Sore itu sekitar pukul 16:00 Wib pada tanggal 20 Februari lalu, acara pagelaran ketoprak pun digelar di Pendopo FIB-USU . Kali ini lakon yang dibawakan berjudul ‘Berjanji di Tepi Sungai Deli’ yang dibawakan oleh grup Ketoprak Dor dari Langen Setio Budi Lestari. Dimana grup ini juga tergabung dalam Komunitas Jawa Deli atau lebih dikenal JeDe.
Tidak seperti di tempat asalnya, dimana ketoprak dibawakan dalam bahasa jawa. Kali in bahasa yang digunakan dalam membawa lakon ini adalah bahasa Indonesia yang diramu dengan dialek-dialek Medan yang kocak. Hal ini untuk mempermudah para penonton agar lebih paham dan mengerti lakon yang dibawakan.
Lakon berjudul ‘Berjanji di Tepi Sungai Deli’ ini menceritakan seorang wanita yang setia menanti pasangannya yang tak kunjung kembali dari perantauan. Hingga sang ayah melakukan sayembara bagi kaum adam yang mampu memikat sang putrinya.
Penggagas Komunitas JeDe Mas Yono atau lebih dikenal Yono USU menjelaskan, para pemain hanya dikasih arahan dan inti dari cerita serta dimana letak konfliknya. Agar cerita dilakonkan semenarik mungkin dan kocak. Selebihnya mereka melakukan improvisasi dengan atraksi perkelahian dan dialek-dialek yang membuat para penonton terhibur.
Pagelaran Ketoprak Dor ini merupakan kerjasama Teater O USU, Sempurna Community, Komunitas JeDe, dan Rumah Cemara. Sekaligus memperkenalkan berkesian ketoprak dikalangan mahasiswa.
Sebenarnya apa itu Ketoprak Dor? Ketoprak Dor adalah seni pertunjukan rakyat dengan gaya opera dan merupakan warisan tradisi hiburan orang-orang Jawa Deli di Sumatera bagian Timur. Seni pertunjukan ini lahir di tengah-tengah situasi perbudakan terburuk dalam sejarah di Asia Tenggara dan menjadi bagian sejarah kuli kontrak di Tanah Deli pada masa penjajahan Belanda.

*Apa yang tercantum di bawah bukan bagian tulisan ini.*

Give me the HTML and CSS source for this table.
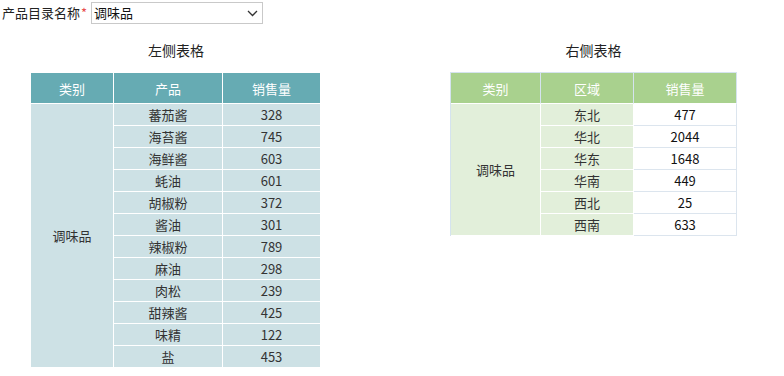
FILE: index.html
```html
<!DOCTYPE html>
<html lang="zh">
<head>
<meta charset="utf-8">
<title>产品</title>
<link rel="stylesheet" href="styles.css">
</head>
<body>
<div class="filter">
  <span class="label">产品目录名称</span><span class="req">*</span>
  <div class="select">
    <span class="select-value">调味品</span>
    <svg class="chev" width="11" height="7" viewBox="0 0 11 7"><path d="M1 1 L5.5 5.5 L10 1" fill="none" stroke="#333" stroke-width="1.3"/></svg>
  </div>
</div>
<div class="panels">
  <div class="panel">
    <div class="title title-left">左侧表格</div>
    <table class="tbl tbl-left">
      <colgroup><col class="lc1"><col class="lc2"><col class="lc3"></colgroup>
      <thead><tr><th>类别</th><th>产品</th><th>销售量</th></tr></thead>
      <tbody>
        <tr><td rowspan="12">调味品</td><td>蕃茄酱</td><td>328</td></tr>
        <tr><td>海苔酱</td><td>745</td></tr>
        <tr><td>海鲜酱</td><td>603</td></tr>
        <tr><td>蚝油</td><td>601</td></tr>
        <tr><td>胡椒粉</td><td>372</td></tr>
        <tr><td>酱油</td><td>301</td></tr>
        <tr><td>辣椒粉</td><td>789</td></tr>
        <tr><td>麻油</td><td>298</td></tr>
        <tr><td>肉松</td><td>239</td></tr>
        <tr><td>甜辣酱</td><td>425</td></tr>
        <tr><td>味精</td><td>122</td></tr>
        <tr><td>盐</td><td>453</td></tr>
      </tbody>
    </table>
  </div>
  <div class="panel">
    <div class="title title-right">右侧表格</div>
    <table class="tbl tbl-right">
      <colgroup><col class="rc1"><col class="rc2"><col class="rc3"></colgroup>
      <thead><tr><th>类别</th><th>区域</th><th>销售量</th></tr></thead>
      <tbody>
        <tr><td class="g" rowspan="6">调味品</td><td class="g">东北</td><td class="w">477</td></tr>
        <tr><td class="g">华北</td><td class="w">2044</td></tr>
        <tr><td class="g">华东</td><td class="w">1648</td></tr>
        <tr><td class="g">华南</td><td class="w">449</td></tr>
        <tr><td class="g">西北</td><td class="w">25</td></tr>
        <tr><td class="g">西南</td><td class="w">633</td></tr>
      </tbody>
    </table>
  </div>
</div>
</body>
</html>
```
FILE: styles.css
```css
html, body {
  margin: 0;
  padding: 0;
  background: #fff;
  font-family: "Noto Sans CJK SC", "Microsoft YaHei", sans-serif;
  font-size: 13px;
  color: #333;
}
.filter {
  display: flex;
  align-items: center;
  padding: 2px 0 0 2px;
  height: 22px;
}
.label {
  color: #222;
  line-height: 22px;
}
.req {
  color: #e84c4c;
  margin-left: 1px;
  margin-right: 4px;
  line-height: 22px;
}
.select {
  height: 20px;
  border: 1px solid #c9c9c9;
  display: flex;
  align-items: center;
  justify-content: space-between;
  padding: 0 4px 0 2px;
  box-sizing: content-box;
  width: 164px;
}
.select-value {
  color: #111;
  line-height: 20px;
}
.chev {
  display: block;
}
.panels {
  display: flex;
  align-items: flex-start;
  padding-left: 31px;
  gap: 129px;
}
.panel {
  display: flex;
  flex-direction: column;
}
.title {
  box-sizing: border-box;
  text-align: center;
  font-size: 14px;
  line-height: 20px;
  color: #222;
  padding-top: 16px;
}
.title-left { height: 49px; }
.title-right { height: 48px; }
.tbl {
  border-collapse: separate;
  border-spacing: 0;
  table-layout: fixed;
}
.tbl th, .tbl td {
  padding: 0;
  text-align: center;
  font-weight: normal;
  border-right: 1px solid #fff;
  border-bottom: 1px solid #fff;
}
.tbl th {
  height: 30px;
  color: #fff;
}
.tbl td {
  height: 21px;
  line-height: 21px;
}
.tbl-left th { background: #66abb3; }
.tbl-left td { background: #cde1e5; }
.lc1 { width: 83px; }
.lc2 { width: 109px; }
.lc3 { width: 98px; }
.tbl-left { width: 290px; }

.tbl-right {
  width: 287px;
  border-top: 1px solid #d5e3ef;
  border-left: 1px solid #d5e3ef;
}
.tbl-right th {
  background: #a9d18e;
  border-right-color: #d5e3ef;
  border-bottom-color: #fff;
}
.tbl-right td.g { background: #e2efda; }
.tbl-right td.w {
  background: #fff;
  border-right-color: #dce5ee;
  border-bottom-color: #dce5ee;
  color: #111;
}
.rc1 { width: 90px; }
.rc2 { width: 93px; }
.rc3 { width: 103px; }
```
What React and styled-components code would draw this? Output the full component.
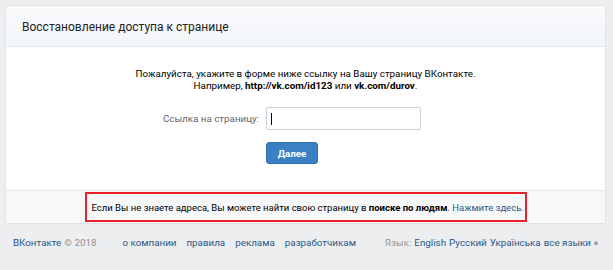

Ketoprak Dor merupakan produk asimilasi kesenian dengan kemasan yang tidak lagi seratus persen Jawa. Didalamnya ada campuran budaya Melayu, India, Tionghoa, dan Jawa dalam berkesenian. Ciri khas pertunjukan ini yaitu bahasa, lakon, dan musik. Lakon-lakon yang dibawakan tidak selalu tentang kisah kepahlawanan, satria dari Jawa. Tetapi hikayat dari Tanah Deli dan cerita keseharian masyarakatnya yang disampaikan secara humor. Gelaran ketoprak ini tak lain untuk melepas kerinduan mereka akan Tanah Jawa. (ferdy)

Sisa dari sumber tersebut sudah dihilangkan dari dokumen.